The Lilājan begins its journey north of Simaria in Chatra district on the Hazaribagh plateau, the western portion of which constitutes a broad watershed
between the Damodar drainage on the south and the Lilājan and Mohana rivers on the north. It flows through a deep and rocky channel until it reaches the neighbourhood of Jori. There the hills begin to recede and the stream flows sluggishly over a wide sandy bed. From this point to the Gaya border beyond Hunterganj the river becomes sandy. It is dry in summer but disastrous during the rains. About 6 mi south of Gaya it unites with the Mohana River to form the Falgu River.

==Bichkiliya waterfalls==
The water falls into a dah or natural reservoir in the Lilājan River.
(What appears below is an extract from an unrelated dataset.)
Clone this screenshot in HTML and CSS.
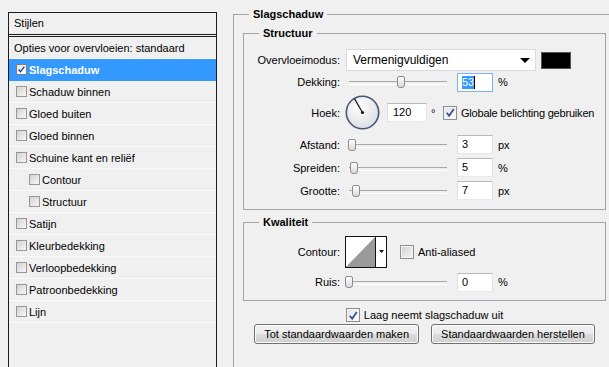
FILE: index.html
```html
<!doctype html>
<html>
<head>
  <meta charset="utf-8">
  <link rel="stylesheet" href="styles.css">
</head>
<body>
<div class="dialog">
  <div class="styles">
    <div class="styles-head">Stijlen</div>
    <div class="style-row plain">Opties voor overvloeien: standaard</div>
    <div class="style-row selected"><span class="cb-small on"><svg viewBox="0 0 11 11" width="9" height="9"><path d="M2 5.5 L4.3 8.2 L9 2" fill="none" stroke="#2c3f78" stroke-width="1.6"/></svg></span>Slagschaduw</div>
    <div class="style-row"><span class="cb-small"></span>Schaduw binnen</div>
    <div class="style-row"><span class="cb-small"></span>Gloed buiten</div>
    <div class="style-row"><span class="cb-small"></span>Gloed binnen</div>
    <div class="style-row"><span class="cb-small"></span>Schuine kant en reliëf</div>
    <div class="style-row sub"><span class="cb-small"></span>Contour</div>
    <div class="style-row sub"><span class="cb-small"></span>Structuur</div>
    <div class="style-row"><span class="cb-small"></span>Satijn</div>
    <div class="style-row"><span class="cb-small"></span>Kleurbedekking</div>
    <div class="style-row"><span class="cb-small"></span>Verloopbedekking</div>
    <div class="style-row"><span class="cb-small"></span>Patroonbedekking</div>
    <div class="style-row"><span class="cb-small"></span>Lijn</div>
  </div>

  <fieldset class="group effect">
    <legend>Slagschaduw</legend>

    <fieldset class="group">
      <legend>Structuur</legend>
      <div class="field tall">
        <span class="label">Overvloeimodus:</span>
        <div class="select">Vermenigvuldigen<span class="arrow"></span></div>
        <span class="swatch"></span>
      </div>
      <div class="field short">
        <span class="label">Dekking:</span>
        <div class="slider"><div class="track"><span class="thumb" style="left:53%"></span></div></div>
        <div class="num focus"><span class="sel">53</span><span class="caret"></span></div>
        <span class="unit">%</span>
      </div>
      <div class="field angle">
        <span class="label">Hoek:</span>
        <svg class="dial" width="35" height="35" viewBox="0 0 35 35">
          <defs>
            <radialGradient id="dialfill" cx="40%" cy="35%" r="70%">
              <stop offset="0" stop-color="#ffffff"/>
              <stop offset="1" stop-color="#dcdde2"/>
            </radialGradient>
          </defs>
          <circle cx="17.5" cy="17.5" r="16.2" fill="url(#dialfill)" stroke="#4b5677" stroke-width="1.6"/>
          <line x1="17.5" y1="17.5" x2="9.6" y2="3.9" stroke="#111" stroke-width="1.2"/>
          <circle cx="17.5" cy="17.5" r="1.6" fill="#111"/>
        </svg>
        <div class="num wide">120</div>
        <span class="deg">°</span>
        <span class="cb on"><svg viewBox="0 0 13 13" width="13" height="13"><path d="M3 6.8 L5.6 10 L10.6 2.6" fill="none" stroke="#3a5294" stroke-width="2"/></svg></span>
        <span class="cb-text">Globale belichting gebruiken</span>
      </div>
      <div class="field">
        <span class="label">Afstand:</span>
        <div class="slider"><div class="track"><span class="thumb" style="left:3%"></span></div></div>
        <div class="num">3</div>
        <span class="unit">px</span>
      </div>
      <div class="field">
        <span class="label">Spreiden:</span>
        <div class="slider"><div class="track"><span class="thumb" style="left:5%"></span></div></div>
        <div class="num">5</div>
        <span class="unit">%</span>
      </div>
      <div class="field">
        <span class="label">Grootte:</span>
        <div class="slider"><div class="track"><span class="thumb" style="left:7%"></span></div></div>
        <div class="num">7</div>
        <span class="unit">px</span>
      </div>
    </fieldset>

    <fieldset class="group quality">
      <legend>Kwaliteit</legend>
      <div class="field contour-row">
        <span class="label">Contour:</span>
        <svg class="contour" width="42" height="32" viewBox="0 0 42 32">
          <rect x="0.5" y="0.5" width="41" height="31" fill="#fff" stroke="#111"/>
          <polygon points="1,31 30,1 30,31" fill="#9a9a9a"/>
          <line x1="30.5" y1="0" x2="30.5" y2="32" stroke="#111"/>
          <polygon points="34,14 39,14 36.5,17" fill="#111"/>
        </svg>
        <span class="cb aa"></span>
        <span class="cb-text">Anti-aliased</span>
      </div>
      <div class="field noise">
        <span class="label">Ruis:</span>
        <div class="slider"><div class="track"><span class="thumb" style="left:0%"></span></div></div>
        <div class="num">0</div>
        <span class="unit">%</span>
      </div>
    </fieldset>

    <div class="knockout">
      <span class="cb on"><svg viewBox="0 0 13 13" width="13" height="13"><path d="M3 6.8 L5.6 10 L10.6 2.6" fill="none" stroke="#3a5294" stroke-width="2"/></svg></span>
      <span class="cb-text">Laag neemt slagschaduw uit</span>
    </div>
    <div class="buttons">
      <button>Tot standaardwaarden maken</button>
      <button>Standaardwaarden herstellen</button>
    </div>
  </fieldset>
</div>
</body>
</html>
```

FILE: styles.css
```css
* { box-sizing: border-box; }

html, body { margin: 0; height: 100%; overflow: hidden; }

body {
  background: #f0f0f0;
  font: 11px "Liberation Sans", Arial, sans-serif;
  color: #000;
}

.dialog { display: flex; align-items: flex-start; gap: 16px; padding-left: 8px; height: 100vh; }

/* styles list on the left, runs on past the window bottom */
.styles {
  margin-top: 12px;
  width: 209px;
  height: calc(100vh - 12px);
  border: 1px solid #1c1c1c;
  border-bottom: none;
  flex: none;
}
.styles-head { height: 24px; line-height: 21px; padding-left: 5px; border-bottom: 3px double #1c1c1c; }

.style-row {
  height: 22px;
  display: flex;
  align-items: center;
  padding-left: 7px;
  border-bottom: 1px solid #fbfbfb;
  white-space: nowrap;
}
.style-row.plain { padding-left: 5px; }
.style-row.sub { padding-left: 20px; }
.style-row.selected { background: #3399ff; border-bottom-color: #3399ff; color: #fff; font-weight: bold; }

.cb-small {
  width: 11px; height: 11px;
  margin-right: 2px;
  border: 1px solid #979797;
  background: linear-gradient(135deg, #d3d3d3, #f7f7f7);
  display: flex; align-items: center; justify-content: center;
}
.cb-small.on { background: linear-gradient(135deg, #e6e6e6, #ffffff); border-color: #7d7d7d; }

/* right side groups */
.group {
  margin: 0;
  padding: 7px 0 7px 9px;
  border: 1px solid #a3a3a3;
  min-width: 0;
}
.group legend {
  margin-left: 6px;
  padding: 0 4px;
  line-height: 16px;
  font-weight: bold;
}
.effect {
  margin-top: 6px;
  padding: 3px 9px 0;
  width: 383px;
  height: calc(100vh - 6px);
  border-bottom: none;
  flex: none;
}
.quality { margin-top: 4px; padding-top: 4px; padding-bottom: 6px; }

.field { display: flex; align-items: center; height: 23px; }
.field.tall { height: 24px; }
.field.short { height: 20px; }
.field.angle { height: 41px; }
.contour-row { height: 36px; }
.noise { height: 24px; }

.label { width: 87px; margin-right: 6px; text-align: right; white-space: nowrap; }

.select {
  width: 190px; height: 22px;
  background: #fff;
  border: 1px solid #d9dbe1;
  display: flex; align-items: center; justify-content: space-between;
  padding: 0 5px 0 6px;
  font-size: 12px;
}
.arrow { width: 0; height: 0; border-left: 5px solid transparent; border-right: 5px solid transparent; border-top: 5px solid #000; }
.swatch { width: 30px; height: 17px; margin-left: 5px; background: #000; border: 1px solid #555; }

.slider { width: 104px; height: 12px; padding: 0 3px; }
.track { position: relative; height: 12px; }
.track::before {
  content: "";
  position: absolute; left: 0; right: 0; top: 5px;
  height: 2px;
  border-top: 1px solid #a8a8a8;
  border-bottom: 1px solid #ffffff;
}
.thumb {
  position: absolute; top: 0;
  width: 8px; height: 12px;
  margin-left: -4px;
  border: 1px solid #8d8d8d;
  border-radius: 2px 2px 3px 3px;
  background: linear-gradient(#ffffff, #d9d9d9);
}

.num {
  width: 36px; height: 19px;
  margin-left: 7px;
  padding-left: 4px;
  line-height: 17px;
  background: #fff;
  border: 1px solid;
  border-color: #b5b8bf #e2e3ea #e3e9ef #dbdfe6;
  display: flex; align-items: center;
}
.num.focus { border-color: #7eb4ea; }
.num.wide { width: 40px; padding-left: 5px; }
.sel { background: #3399ff; color: #fff; line-height: 13px; }
.caret { width: 1px; height: 13px; background: #000; }
.unit { margin-left: 5px; }

.dial { margin-left: -1px; }
.deg { margin-left: 4px; width: 8px; }

.cb {
  width: 14px; height: 14px;
  border: 1px solid #8e8f8f;
  background: linear-gradient(135deg, #d0d0d0, #f7f7f7);
  box-shadow: inset 0 0 0 1px #f4f4f4;
  display: flex; align-items: center; justify-content: center;
  flex: none;
}
.cb.on { background: linear-gradient(135deg, #e2e2e2, #ffffff); }
.cb-text { margin-left: 4px; white-space: nowrap; }
.angle .cb { margin-left: 4px; }
.angle .cb-text { letter-spacing: -0.2px; }
.contour { margin-left: -1px; }
.aa { margin-left: 13px; }

.knockout { display: flex; align-items: center; justify-content: center; height: 18px; margin-top: 5px; }

.buttons { display: flex; justify-content: center; gap: 12px; }
.buttons button {
  height: 20px;
  padding: 0 9px;
  font: inherit;
  color: #000;
  border: 1px solid #707070;
  border-radius: 3px;
  background: linear-gradient(#f2f2f2 0, #ebebeb 50%, #dddddd 50%, #cfcfcf 100%);
  box-shadow: inset 0 0 0 1px #fcfcfc;
}
```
It is 11 km west of Chatra – about half the distance is motorable, while the rest is only able to be traversed on foot.

==Buddhism==
Before attaining Enlightenment, the prince Siddhārtha Gautama practiced asceticism for six years (ten or twelve years according to some accounts) on the banks of the river, residing in a forest near the village of Uruvilvā (Bodh Gaya). (Note: Bodh Gaya: Historically, the place was known as Uruvilvā in the Buddha’s time. It was not until the 18th or 19th century that the site came to be known as Bodh Gaya (consulted source: Juergensmeyer, Mark (2011). "Encyclopedia of Global Religion") After realizing that strict asceticism would not lead to Enlightenment, he recuperated after bathing in the river and receiving a bowl of milk-rice from the milkmaid Sujātā.

He sat under the nearby pippala tree, where he finally achieved Enlightenment. This tree became known as the Bodhi Tree, and the site became known as Bodh Gayā.